On 9/22/10 3:12 AM, Sean Owen (JIRA) wrote:
[
https://issues.apache.org/jira/browse/MAHOUT-414?page=com.atlassian.jira.plugin.system.issuetabpanels:comment-tabpanel&focusedCommentId=12913434#action_12913434
]
Sean Owen commented on MAHOUT-414:
----------------------------------
I tend to think this is, in fact, a Hadoop-level configuration. At times a job
may wish to force concurrency -- 1 job only when it knows there is no
parallelism available, or 2x more reducers than mappers when that's known to be
good.
Users can control this already via Hadoop. Letting them control it via
duplicate command line parameters doesn't add that. I agree, it's sometimes
hard to know how to set parallelism, though Hadoop's guesses are good.
When I see Hadoop's guesses are too low, it's because input is too small to
create enough input shards. This is a different issue.

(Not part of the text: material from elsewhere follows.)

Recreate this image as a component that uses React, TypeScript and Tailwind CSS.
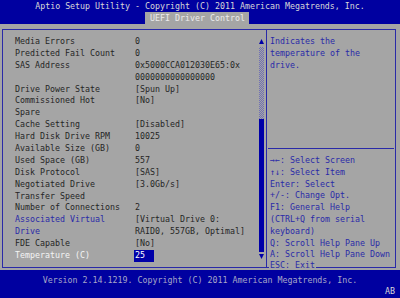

So I guess I'm wondering what the concrete change here could be, for
discussion? since it's marked as 0.4.
Usability: Mahout applications need a consistent API to allow users to specify
desired map/reduce concurrency
-------------------------------------------------------------------------------------------------------------
Key: MAHOUT-414
URL: https://issues.apache.org/jira/browse/MAHOUT-414
Project: Mahout
Issue Type: Bug
Affects Versions: 0.3
Reporter: Jeff Eastman
Fix For: 0.4
If specifying the number of mappers and reducers is a common activity which
users need to perform in running Mahout applications on Hadoop clusters then we
need to have a standard way of specifying them in our APIs without exposing the
full set of Hadoop options, especially for our non-power-users. This is the
case for some applications already but others require the use of Hadoop-level
-D arguments to achieve reasonable out-of-the-box parallelism even when running
our examples. The usability defect is that some of our algorithms won't scale
without it and that we don't have a standard way to express this in our APIs.